Washington - The Senate Judiciary Committee may seek testimony from controversial prosecutor Patrick Fitzgerald about the obstruction of justice case against vice presidential aide Lewis 'Scooter' Libby, two senators said on Sunday.
Sen. Arlen Specter of Pennsylvania, the ranking Republican member of the committee, said he wanted to hear from Fitzgerald because, 'I still haven't figured out what that case is all about.'"...
[Committee Chair Patrick] Leahy said he saw no point in summoning Libby himself because "his silence has been bought and paid for."

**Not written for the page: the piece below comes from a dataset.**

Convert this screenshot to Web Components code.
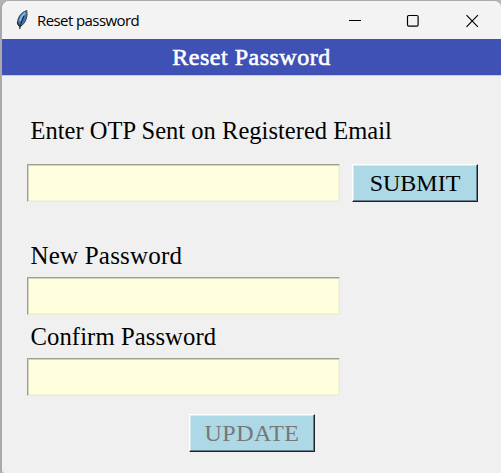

Interesting question how far Fitzgerald should go, politics aside, in discussing what he has learned from his investigation, and the basis for his decisions not to prosecute Karl Rove (and perhaps the VP). He has chosen to remain largely silent (in marked contrast to some prior special / independent prosecutors, and has foregone issuing a report. There are solid arguments this is more fair to those investigated but not indicted--a serious problem in some prior high profile investigations. Does, and should, being called to testify for Senate or House inquiries affect those judgments? There is certainly an argument that Congressional oversight implicates somewhat different, and more far-reaching, considerations than a criminal prosecution, which might justify a different judgment.
Fellow law professors: on what basis might Fitzgerald refuse to answer Congressional questions (assuming we don't get to the 5th amendment!)